Saturday, May 25, 2013

Humans and their enthusiasm

Even though I say that I quote-unquote "hate everything" (or use similar terms to express the same basic meaning), this is a blatant lie, and anyone who knows me in any capacity will be aware of this. I feel towards some things a less-advanced state of hatred that barely resembles hatred at all. Dogs, for instance. Dogs produce a nice sort of feeling in me whenever I see them, because I enjoy them. It's not a huge sense of enjoyment. I don't go away from petting an unexpected stranger's dog thinking, "That was fulfilling. Since the universe has dogs in it, it can't be all that bad." I just don't work like that. But I still enjoy dogs, and thus when I say I "hate" everything, it's only a loose approximation of how I feel about the universe-at-large.

Therefore, it is very fascinating and a bit frightening whenever something makes me truly excited. I had one such experience today. Of the relatively short list of things I actively enjoy, food is on that list. Even I, hater of a lot of things, like food, and to be honest, I'd be extremely uncomfortable if I met someone who didn't feel the same.

One of the foods I like is pie. I have liked pie for a very long time and to a very high degree. I am not so inordinately fond of it to the point where I can't function for having thoughts overtaken by this high-calorie, crust-and-filling dessert, but I like it nonetheless. Pie is brilliant, but it tends not to excite me. The event in which I do something like yelling, "PIE! PIE IS GREAT! I HAVE BEEN EXPOSED TO PIE AND A SENSE OF HUGE, OVERWHELMING ENTHUSIASM HAS BEEN INSTILLED IN ME! YAAAAAAY!!!" would be highly unusual.

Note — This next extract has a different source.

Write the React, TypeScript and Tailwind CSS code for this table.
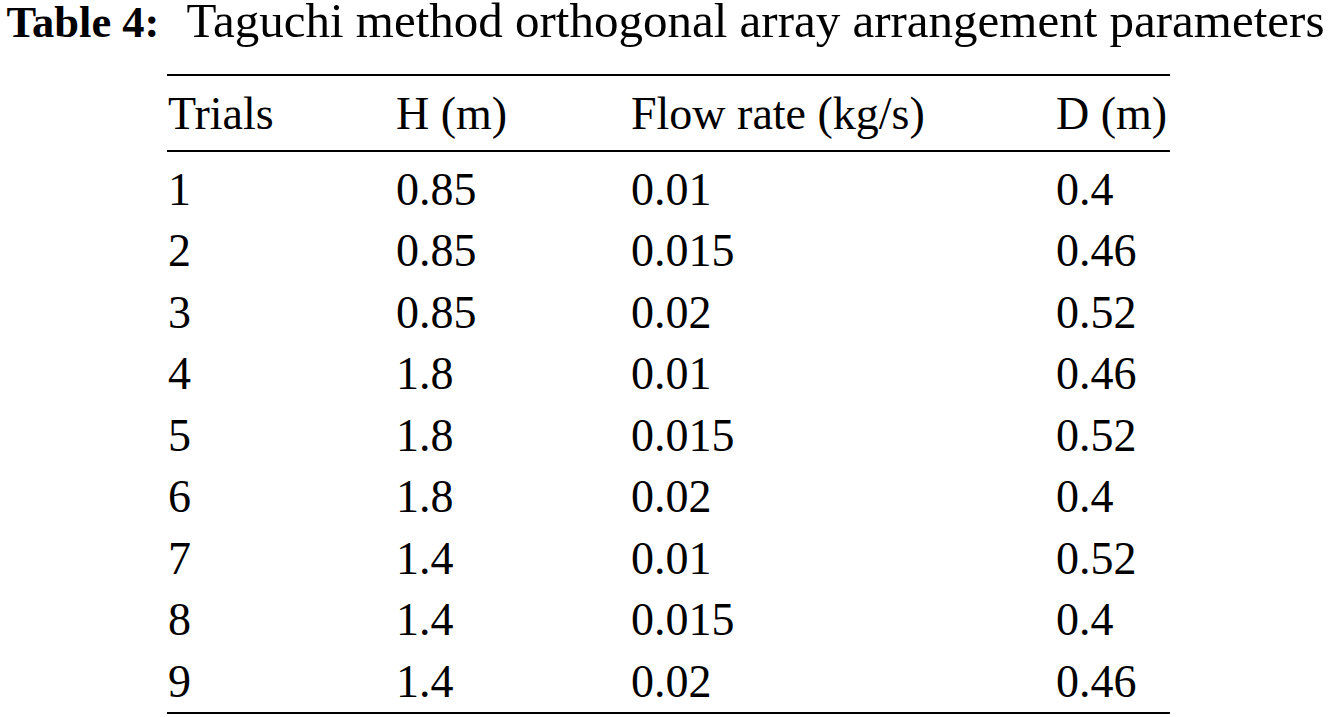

And yet something very much like this occurred recently. I am currently in the mountains with my friend and a lot of my family (meaning my sister, father, aunt and uncle, and their three small children). The aforementioned aunt indicated that she might have some sort of plan involving giving me pie (that is, she texted me the other day, asking what my favorite kind of pie was - I said it was a tie between chocolate and apple). She didn't, however, say that she was actually going to give me pie, nor when and where she would give it to me.

This made the event of finding not one but two Marie Calendars' pie boxes in the kitchen while making sandwiches for my friend and I a very unexpected event. I did that thing my sister claims I do when I get excited, back when I still got visibly excited (which involves widening my eyes, opening my mouth, turning my feet inward and waving my hands excitedly). I grabbed for the pie boxes to try to open them as hurriedly as possible without showing signs of tampering. Sure enough, they were chocolate and apple. My aunt had gotten the pies, and this delicious food made me excited.

I then found myself in the odd situation of having to explain to myself why I was so excited by the pie. Was there really something so magnificent about the presence of the dessert or the fact that someone had gotten it for me so as to induce such an over-the-top reaction? No. Not really. But some small, beautiful factors (surprise, thoughtfulness, deliciousness, etc.) had all intersected in this event, and the combination was enough to make me excited.

People get excited. It's a fact of humans. Even the most negative or non-excitable of us will (generally) have something that makes us outwardly show our approval of something. Maybe that's one of the great things about the human species, that we are capable of appreciating things so much that we can't help but express it. And there are all sorts of small aspects that situations can have and that have the potential to get people excited. Enough of these in the same place can excite people who normally don't get excited about things. Apparently, I am not so unhumanlike as to be immune to these facts.

What was the point of this? Humans. Humans was the point of this. Humans get excited, and they are capable of getting excited, and even if this isn't common to an individual's personality, it can still happen, and that's brilliant.